Work required
Wherever a line in the data below holds "this", copy that line.

Supplied data
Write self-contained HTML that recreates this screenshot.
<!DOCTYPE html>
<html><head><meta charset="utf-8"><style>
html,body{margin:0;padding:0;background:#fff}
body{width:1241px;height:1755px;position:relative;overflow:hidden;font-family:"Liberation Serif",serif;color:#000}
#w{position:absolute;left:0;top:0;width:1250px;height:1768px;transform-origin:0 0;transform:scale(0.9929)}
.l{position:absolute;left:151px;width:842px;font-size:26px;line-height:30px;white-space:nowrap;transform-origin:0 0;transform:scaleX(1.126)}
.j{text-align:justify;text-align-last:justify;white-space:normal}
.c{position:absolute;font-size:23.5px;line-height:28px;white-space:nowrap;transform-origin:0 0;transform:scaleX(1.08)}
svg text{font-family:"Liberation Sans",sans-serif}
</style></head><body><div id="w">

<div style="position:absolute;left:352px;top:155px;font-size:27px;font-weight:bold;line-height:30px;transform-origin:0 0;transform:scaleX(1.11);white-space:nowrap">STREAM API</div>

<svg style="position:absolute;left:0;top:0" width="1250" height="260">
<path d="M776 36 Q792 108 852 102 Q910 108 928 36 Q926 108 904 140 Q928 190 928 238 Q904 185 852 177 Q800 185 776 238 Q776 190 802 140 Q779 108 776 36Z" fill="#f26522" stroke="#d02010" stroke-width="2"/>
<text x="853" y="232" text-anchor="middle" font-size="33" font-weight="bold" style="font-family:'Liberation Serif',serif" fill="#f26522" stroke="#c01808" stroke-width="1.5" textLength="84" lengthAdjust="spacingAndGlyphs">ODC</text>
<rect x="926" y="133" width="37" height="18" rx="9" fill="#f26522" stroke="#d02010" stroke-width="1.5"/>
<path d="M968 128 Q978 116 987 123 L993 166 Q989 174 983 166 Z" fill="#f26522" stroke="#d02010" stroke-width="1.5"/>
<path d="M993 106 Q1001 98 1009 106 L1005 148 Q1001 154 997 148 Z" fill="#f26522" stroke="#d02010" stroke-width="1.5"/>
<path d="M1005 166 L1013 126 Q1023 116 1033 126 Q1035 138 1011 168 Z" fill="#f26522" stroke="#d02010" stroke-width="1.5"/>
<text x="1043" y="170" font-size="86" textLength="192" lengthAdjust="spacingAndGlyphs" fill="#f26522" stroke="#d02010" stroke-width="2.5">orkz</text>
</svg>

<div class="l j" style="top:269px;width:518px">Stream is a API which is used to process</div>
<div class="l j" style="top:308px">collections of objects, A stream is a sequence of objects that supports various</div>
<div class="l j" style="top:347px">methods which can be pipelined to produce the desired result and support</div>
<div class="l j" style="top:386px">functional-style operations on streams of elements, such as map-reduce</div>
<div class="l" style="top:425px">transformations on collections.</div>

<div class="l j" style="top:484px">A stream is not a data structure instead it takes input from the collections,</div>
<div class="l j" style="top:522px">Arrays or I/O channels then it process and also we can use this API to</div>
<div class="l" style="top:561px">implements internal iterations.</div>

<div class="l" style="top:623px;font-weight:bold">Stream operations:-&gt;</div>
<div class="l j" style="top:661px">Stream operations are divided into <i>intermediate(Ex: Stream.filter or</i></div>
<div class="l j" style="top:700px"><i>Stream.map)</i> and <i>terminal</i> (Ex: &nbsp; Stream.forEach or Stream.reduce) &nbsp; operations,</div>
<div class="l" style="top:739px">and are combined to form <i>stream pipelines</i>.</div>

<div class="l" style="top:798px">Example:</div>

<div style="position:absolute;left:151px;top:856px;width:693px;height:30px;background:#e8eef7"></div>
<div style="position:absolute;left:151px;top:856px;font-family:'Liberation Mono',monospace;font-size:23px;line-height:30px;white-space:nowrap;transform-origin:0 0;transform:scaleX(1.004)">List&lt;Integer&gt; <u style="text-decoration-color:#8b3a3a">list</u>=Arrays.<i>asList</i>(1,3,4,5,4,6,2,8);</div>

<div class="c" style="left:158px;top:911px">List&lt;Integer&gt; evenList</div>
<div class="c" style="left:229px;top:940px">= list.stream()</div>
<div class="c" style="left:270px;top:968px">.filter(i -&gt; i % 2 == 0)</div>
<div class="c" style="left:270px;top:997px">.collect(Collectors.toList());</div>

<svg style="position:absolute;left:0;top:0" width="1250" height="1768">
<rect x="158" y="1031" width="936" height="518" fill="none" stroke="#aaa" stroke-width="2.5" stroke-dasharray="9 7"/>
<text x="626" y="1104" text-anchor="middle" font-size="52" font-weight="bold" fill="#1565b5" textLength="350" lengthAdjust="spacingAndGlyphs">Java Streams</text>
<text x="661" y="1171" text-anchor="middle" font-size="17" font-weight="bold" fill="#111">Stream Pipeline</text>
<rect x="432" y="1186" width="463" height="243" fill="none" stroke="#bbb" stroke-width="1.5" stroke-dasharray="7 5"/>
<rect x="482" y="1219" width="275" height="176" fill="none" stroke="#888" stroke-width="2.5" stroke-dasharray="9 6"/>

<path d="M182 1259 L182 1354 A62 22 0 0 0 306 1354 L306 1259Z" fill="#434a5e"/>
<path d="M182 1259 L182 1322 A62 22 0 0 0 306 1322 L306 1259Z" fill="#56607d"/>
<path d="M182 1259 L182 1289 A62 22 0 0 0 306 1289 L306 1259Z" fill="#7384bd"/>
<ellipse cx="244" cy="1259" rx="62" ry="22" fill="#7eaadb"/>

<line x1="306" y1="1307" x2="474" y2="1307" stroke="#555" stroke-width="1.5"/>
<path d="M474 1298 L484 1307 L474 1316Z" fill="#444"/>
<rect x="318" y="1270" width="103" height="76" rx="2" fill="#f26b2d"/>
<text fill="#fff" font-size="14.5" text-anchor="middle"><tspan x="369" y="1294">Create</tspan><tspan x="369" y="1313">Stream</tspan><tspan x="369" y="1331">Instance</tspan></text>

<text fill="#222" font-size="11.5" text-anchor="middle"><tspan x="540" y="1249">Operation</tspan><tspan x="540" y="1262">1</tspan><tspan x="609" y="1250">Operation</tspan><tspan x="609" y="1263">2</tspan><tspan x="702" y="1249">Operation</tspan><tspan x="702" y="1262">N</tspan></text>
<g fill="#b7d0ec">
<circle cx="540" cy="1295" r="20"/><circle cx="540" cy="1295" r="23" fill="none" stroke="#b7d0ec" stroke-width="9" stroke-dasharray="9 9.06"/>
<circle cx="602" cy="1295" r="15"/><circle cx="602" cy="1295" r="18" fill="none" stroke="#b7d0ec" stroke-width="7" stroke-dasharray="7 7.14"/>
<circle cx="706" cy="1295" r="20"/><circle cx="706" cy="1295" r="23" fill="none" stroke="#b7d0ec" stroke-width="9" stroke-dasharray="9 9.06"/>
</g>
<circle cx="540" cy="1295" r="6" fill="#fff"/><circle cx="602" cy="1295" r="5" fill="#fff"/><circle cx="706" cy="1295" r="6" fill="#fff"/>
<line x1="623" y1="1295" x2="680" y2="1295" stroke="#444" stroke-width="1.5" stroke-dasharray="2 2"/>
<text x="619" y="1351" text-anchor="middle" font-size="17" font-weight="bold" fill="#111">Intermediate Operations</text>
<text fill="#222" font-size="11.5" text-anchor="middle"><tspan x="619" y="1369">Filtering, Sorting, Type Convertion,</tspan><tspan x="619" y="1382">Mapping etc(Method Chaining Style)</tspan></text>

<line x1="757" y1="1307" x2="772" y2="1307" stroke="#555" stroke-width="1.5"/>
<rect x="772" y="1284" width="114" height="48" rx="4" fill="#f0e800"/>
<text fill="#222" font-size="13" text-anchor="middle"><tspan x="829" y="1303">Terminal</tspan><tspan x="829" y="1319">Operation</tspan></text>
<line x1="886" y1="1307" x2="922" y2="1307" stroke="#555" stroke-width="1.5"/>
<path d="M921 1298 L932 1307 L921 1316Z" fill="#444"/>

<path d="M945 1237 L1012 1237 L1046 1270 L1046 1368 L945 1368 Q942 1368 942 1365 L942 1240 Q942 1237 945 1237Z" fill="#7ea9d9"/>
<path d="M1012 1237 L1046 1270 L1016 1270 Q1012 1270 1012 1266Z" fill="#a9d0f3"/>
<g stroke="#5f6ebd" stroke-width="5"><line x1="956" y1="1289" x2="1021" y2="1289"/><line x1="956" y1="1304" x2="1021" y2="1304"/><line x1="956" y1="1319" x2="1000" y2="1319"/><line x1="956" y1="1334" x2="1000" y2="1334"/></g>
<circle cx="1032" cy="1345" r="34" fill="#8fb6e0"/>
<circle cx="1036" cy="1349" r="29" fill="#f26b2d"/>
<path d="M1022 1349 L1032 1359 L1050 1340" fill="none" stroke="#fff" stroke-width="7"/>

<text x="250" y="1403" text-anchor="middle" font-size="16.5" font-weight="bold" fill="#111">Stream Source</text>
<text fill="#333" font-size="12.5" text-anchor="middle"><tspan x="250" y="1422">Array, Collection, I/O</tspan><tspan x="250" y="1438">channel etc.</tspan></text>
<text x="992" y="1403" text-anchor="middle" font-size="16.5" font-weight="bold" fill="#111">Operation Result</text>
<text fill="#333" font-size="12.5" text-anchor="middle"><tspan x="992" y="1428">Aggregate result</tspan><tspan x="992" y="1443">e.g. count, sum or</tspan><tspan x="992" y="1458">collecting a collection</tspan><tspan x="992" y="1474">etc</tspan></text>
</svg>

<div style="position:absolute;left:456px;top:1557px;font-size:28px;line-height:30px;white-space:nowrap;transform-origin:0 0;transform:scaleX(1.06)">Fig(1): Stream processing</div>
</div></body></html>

Exercise result
Write self-contained HTML that recreates this screenshot.
<div class="l j" style="top:522px">Arrays or I/O channels then it process and also we can use this API to</div>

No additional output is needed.